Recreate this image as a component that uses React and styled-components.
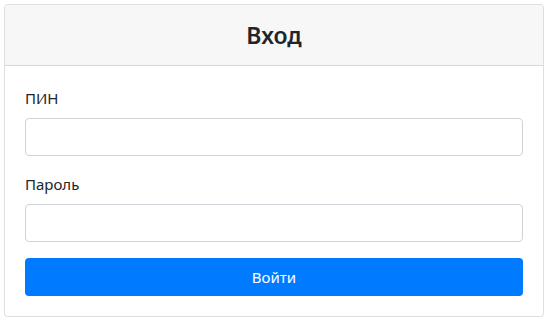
import React from "react";
import styled, { createGlobalStyle } from "styled-components";

const GlobalStyle = createGlobalStyle`
  * { box-sizing: border-box; }
  body {
    margin: 0;
    padding: 4px;
    background: #ffffff;
    font-family: "Noto Sans", "Open Sans", sans-serif;
    color: #212529;
  }
`

const Card = styled.div`
  width: 540px;
  border: 1px solid rgba(0, 0, 0, 0.125);
  border-radius: 4px;
  background: #ffffff;
  overflow: hidden;
`

const Header = styled.div`
  height: 61px;
  display: flex;
  align-items: center;
  justify-content: center;
  background: #f7f7f7;
  border-bottom: 1px solid rgba(0, 0, 0, 0.125);
`

const Title = styled.h3`
  margin: 0;
  font-size: 23px;
  font-weight: 600;
  color: #212529;
`

const Body = styled.form`
  padding: 20px;
  display: flex;
  flex-direction: column;
`

const Group = styled.div`
  display: flex;
  flex-direction: column;
  margin-bottom: 16px;
`

const Label = styled.label`
  font-size: 15px;
  line-height: 24px;
  margin-bottom: 8px;
`

const Input = styled.input`
  height: 38px;
  width: 100%;
  border: 1px solid #ced4da;
  border-radius: 4px;
  padding: 6px 12px;
  font-size: 16px;
  font-family: inherit;
  outline: none;
`

const Button = styled.button`
  height: 38px;
  width: 100%;
  border: none;
  border-radius: 4px;
  background: #007bff;
  color: #ffffff;
  font-size: 15px;
  font-family: inherit;
  cursor: pointer;
`

const App = () => {
  return (
    <>
      <GlobalStyle />
      <Card>
        <Header>
          <Title>Вход</Title>
        </Header>
        <Body onSubmit={(e) => e.preventDefault()}>
          <Group>
            <Label>ПИН</Label>
            <Input type="text" />
          </Group>
          <Group>
            <Label>Пароль</Label>
            <Input type="password" />
          </Group>
          <Button type="submit">Войти</Button>
        </Body>
      </Card>
    </>
  )
}

export default App;
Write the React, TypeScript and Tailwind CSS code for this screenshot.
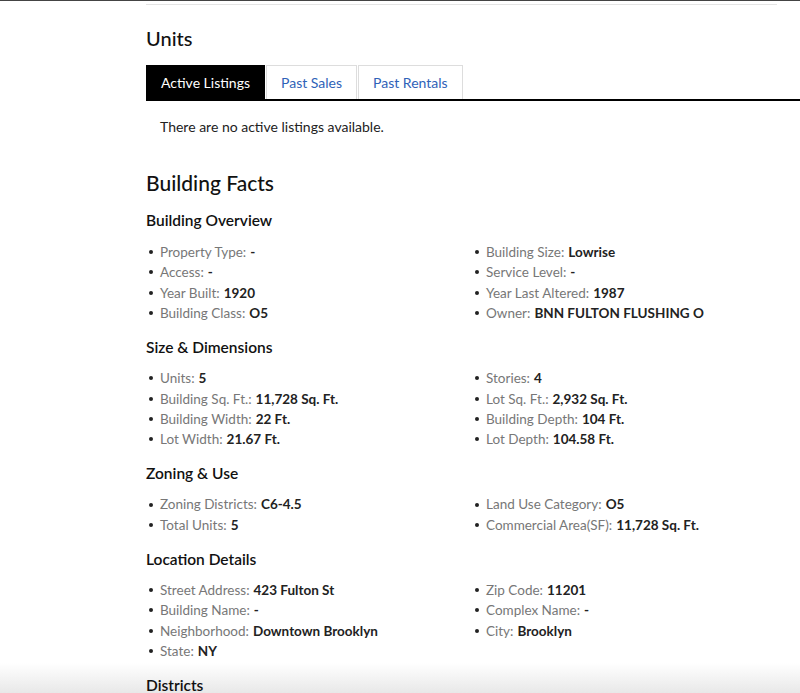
import React, { useState } from 'react';

type Fact = { label: string; value: string };

interface FactGroup {
  title: string;
  left: Fact[];
  right: Fact[];
}

const GROUPS: FactGroup[] = [
  {
    title: 'Building Overview',
    left: [
      { label: 'Property Type', value: '-' },
      { label: 'Access', value: '-' },
      { label: 'Year Built', value: '1920' },
      { label: 'Building Class', value: 'O5' },
    ],
    right: [
      { label: 'Building Size', value: 'Lowrise' },
      { label: 'Service Level', value: '-' },
      { label: 'Year Last Altered', value: '1987' },
      { label: 'Owner', value: 'BNN FULTON FLUSHING O' },
    ],
  },
  {
    title: 'Size & Dimensions',
    left: [
      { label: 'Units', value: '5' },
      { label: 'Building Sq. Ft.', value: '11,728 Sq. Ft.' },
      { label: 'Building Width', value: '22 Ft.' },
      { label: 'Lot Width', value: '21.67 Ft.' },
    ],
    right: [
      { label: 'Stories', value: '4' },
      { label: 'Lot Sq. Ft.', value: '2,932 Sq. Ft.' },
      { label: 'Building Depth', value: '104 Ft.' },
      { label: 'Lot Depth', value: '104.58 Ft.' },
    ],
  },
  {
    title: 'Zoning & Use',
    left: [
      { label: 'Zoning Districts', value: 'C6-4.5' },
      { label: 'Total Units', value: '5' },
    ],
    right: [
      { label: 'Land Use Category', value: 'O5' },
      { label: 'Commercial Area(SF)', value: '11,728 Sq. Ft.' },
    ],
  },
  {
    title: 'Location Details',
    left: [
      { label: 'Street Address', value: '423 Fulton St' },
      { label: 'Building Name', value: '-' },
      { label: 'Neighborhood', value: 'Downtown Brooklyn' },
      { label: 'State', value: 'NY' },
    ],
    right: [
      { label: 'Zip Code', value: '11201' },
      { label: 'Complex Name', value: '-' },
      { label: 'City', value: 'Brooklyn' },
    ],
  },
];

const TABS = ['Active Listings', 'Past Sales', 'Past Rentals'];

const FactList = ({ items }: { items: Fact[] }) => (
  <ul className="flex flex-col">
    {items.map(item => (
      <li key={item.label} className="flex items-center h-[20.3px] text-[13.5px]">
        <span className="w-[4px] h-[4px] rounded-full bg-[#222] ml-[3px] mr-[7px]" />
        <span className="text-[#777]">{item.label}:</span>
        <span className="ml-[4px] font-bold text-[#222]">{item.value}</span>
      </li>
    ))}
  </ul>
);

export default function App() {
  const [activeTab, setActiveTab] = useState('Active Listings');

  return (
    <div className="min-h-screen bg-white font-['Lato',sans-serif] text-[#111] overflow-hidden">
      <div className="h-px bg-[#444]" />
      <div className="pl-[146px]">
        <div className="mt-[3px] mr-[23px] h-px bg-[#e4e4e4]" />

        <h2 className="mt-[20px] text-[20px] leading-[26px] font-medium">Units</h2>

        <div className="mt-[14px] flex border-b-2 border-black">
          {TABS.map(tab => (
            <button
              key={tab}
              onClick={() => setActiveTab(tab)}
              className={
                tab === activeTab
                  ? 'h-[34px] px-[14px] bg-black text-white text-[14px] border border-black'
                  : 'h-[34px] px-[14px] ml-[1px] bg-white text-[#2f62b8] text-[14px] border border-b-0 border-[#ddd]'
              }
            >
              {tab}
            </button>
          ))}
        </div>

        <p className="mt-[16px] ml-[14px] text-[14px] leading-[20px] text-[#222]">
          There are no active listings available.
        </p>

        <h2 className="mt-[33px] text-[21px] leading-[26px] font-medium">Building Facts</h2>

        <div className="pr-[14px]">
          {GROUPS.map((group, i) => (
            <div key={group.title} className="mt-[13px]">
              <h3 className="text-[15.5px] leading-[22px] font-semibold text-[#111]">{group.title}</h3>
              <div className={`${i === 0 ? 'mt-[11px]' : 'mt-[10px]'} grid grid-cols-[326px_1fr]`}>
                <FactList items={group.left} />
                <FactList items={group.right} />
              </div>
            </div>
          ))}
          <h3 className="mt-[13px] text-[15.5px] leading-[22px] font-semibold text-[#111]">Districts</h3>
          <div className="h-[60px]" />
        </div>
      </div>

      <div className="fixed bottom-0 left-0 right-0 h-[30px] bg-gradient-to-b from-white to-[#e8e8e8] mix-blend-multiply pointer-events-none" />
    </div>
  );
}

> Instructions to follow
Copy out all the entries exactly. Images stay out of the copy.

> Task output
Recreate this image as a component that uses React and styled-components.
import React from "react";
import styled, { createGlobalStyle } from "styled-components";

const GlobalStyle = createGlobalStyle`
  * { box-sizing: border-box; }
  body {
    margin: 0;
    padding: 4px;
    background: #ffffff;
    font-family: "Noto Sans", "Open Sans", sans-serif;
    color: #212529;
  }
`

const Card = styled.div`
  width: 540px;
  border: 1px solid rgba(0, 0, 0, 0.125);
  border-radius: 4px;
  background: #ffffff;
  overflow: hidden;
`

const Header = styled.div`
  height: 61px;
  display: flex;
  align-items: center;
  justify-content: center;
  background: #f7f7f7;
  border-bottom: 1px solid rgba(0, 0, 0, 0.125);
`

const Title = styled.h3`
  margin: 0;
  font-size: 23px;
  font-weight: 600;
  color: #212529;
`

const Body = styled.form`
  padding: 20px;
  display: flex;
  flex-direction: column;
`

const Group = styled.div`
  display: flex;
  flex-direction: column;
  margin-bottom: 16px;
`

const Label = styled.label`
  font-size: 15px;
  line-height: 24px;
  margin-bottom: 8px;
`

const Input = styled.input`
  height: 38px;
  width: 100%;
  border: 1px solid #ced4da;
  border-radius: 4px;
  padding: 6px 12px;
  font-size: 16px;
  font-family: inherit;
  outline: none;
`

const Button = styled.button`
  height: 38px;
  width: 100%;
  border: none;
  border-radius: 4px;
  background: #007bff;
  color: #ffffff;
  font-size: 15px;
  font-family: inherit;
  cursor: pointer;
`

const App = () => {
  return (
    <>
      <GlobalStyle />
      <Card>
        <Header>
          <Title>Вход</Title>
        </Header>
        <Body onSubmit={(e) => e.preventDefault()}>
          <Group>
            <Label>ПИН</Label>
            <Input type="text" />
          </Group>
          <Group>
            <Label>Пароль</Label>
            <Input type="password" />
          </Group>
          <Button type="submit">Войти</Button>
        </Body>
      </Card>
    </>
  )
}

export default App;
Write the React, TypeScript and Tailwind CSS code for this screenshot.
import React, { useState } from 'react';

type Fact = { label: string; value: string };

interface FactGroup {
  title: string;
  left: Fact[];
  right: Fact[];
}

const GROUPS: FactGroup[] = [
  {
    title: 'Building Overview',
    left: [
      { label: 'Property Type', value: '-' },
      { label: 'Access', value: '-' },
      { label: 'Year Built', value: '1920' },
      { label: 'Building Class', value: 'O5' },
    ],
    right: [
      { label: 'Building Size', value: 'Lowrise' },
      { label: 'Service Level', value: '-' },
      { label: 'Year Last Altered', value: '1987' },
      { label: 'Owner', value: 'BNN FULTON FLUSHING O' },
    ],
  },
  {
    title: 'Size & Dimensions',
    left: [
      { label: 'Units', value: '5' },
      { label: 'Building Sq. Ft.', value: '11,728 Sq. Ft.' },
      { label: 'Building Width', value: '22 Ft.' },
      { label: 'Lot Width', value: '21.67 Ft.' },
    ],
    right: [
      { label: 'Stories', value: '4' },
      { label: 'Lot Sq. Ft.', value: '2,932 Sq. Ft.' },
      { label: 'Building Depth', value: '104 Ft.' },
      { label: 'Lot Depth', value: '104.58 Ft.' },
    ],
  },
  {
    title: 'Zoning & Use',
    left: [
      { label: 'Zoning Districts', value: 'C6-4.5' },
      { label: 'Total Units', value: '5' },
    ],
    right: [
      { label: 'Land Use Category', value: 'O5' },
      { label: 'Commercial Area(SF)', value: '11,728 Sq. Ft.' },
    ],
  },
  {
    title: 'Location Details',
    left: [
      { label: 'Street Address', value: '423 Fulton St' },
      { label: 'Building Name', value: '-' },
      { label: 'Neighborhood', value: 'Downtown Brooklyn' },
      { label: 'State', value: 'NY' },
    ],
    right: [
      { label: 'Zip Code', value: '11201' },
      { label: 'Complex Name', value: '-' },
      { label: 'City', value: 'Brooklyn' },
    ],
  },
];

const TABS = ['Active Listings', 'Past Sales', 'Past Rentals'];

const FactList = ({ items }: { items: Fact[] }) => (
  <ul className="flex flex-col">
    {items.map(item => (
      <li key={item.label} className="flex items-center h-[20.3px] text-[13.5px]">
        <span className="w-[4px] h-[4px] rounded-full bg-[#222] ml-[3px] mr-[7px]" />
        <span className="text-[#777]">{item.label}:</span>
        <span className="ml-[4px] font-bold text-[#222]">{item.value}</span>
      </li>
    ))}
  </ul>
);

export default function App() {
  const [activeTab, setActiveTab] = useState('Active Listings');

  return (
    <div className="min-h-screen bg-white font-['Lato',sans-serif] text-[#111] overflow-hidden">
      <div className="h-px bg-[#444]" />
      <div className="pl-[146px]">
        <div className="mt-[3px] mr-[23px] h-px bg-[#e4e4e4]" />

        <h2 className="mt-[20px] text-[20px] leading-[26px] font-medium">Units</h2>

        <div className="mt-[14px] flex border-b-2 border-black">
          {TABS.map(tab => (
            <button
              key={tab}
              onClick={() => setActiveTab(tab)}
              className={
                tab === activeTab
                  ? 'h-[34px] px-[14px] bg-black text-white text-[14px] border border-black'
                  : 'h-[34px] px-[14px] ml-[1px] bg-white text-[#2f62b8] text-[14px] border border-b-0 border-[#ddd]'
              }
            >
              {tab}
            </button>
          ))}
        </div>

        <p className="mt-[16px] ml-[14px] text-[14px] leading-[20px] text-[#222]">
          There are no active listings available.
        </p>

        <h2 className="mt-[33px] text-[21px] leading-[26px] font-medium">Building Facts</h2>

        <div className="pr-[14px]">
          {GROUPS.map((group, i) => (
            <div key={group.title} className="mt-[13px]">
              <h3 className="text-[15.5px] leading-[22px] font-semibold text-[#111]">{group.title}</h3>
              <div className={`${i === 0 ? 'mt-[11px]' : 'mt-[10px]'} grid grid-cols-[326px_1fr]`}>
                <FactList items={group.left} />
                <FactList items={group.right} />
              </div>
            </div>
          ))}
          <h3 className="mt-[13px] text-[15.5px] leading-[22px] font-semibold text-[#111]">Districts</h3>
          <div className="h-[60px]" />
        </div>
      </div>

      <div className="fixed bottom-0 left-0 right-0 h-[30px] bg-gradient-to-b from-white to-[#e8e8e8] mix-blend-multiply pointer-events-none" />
    </div>
  );
}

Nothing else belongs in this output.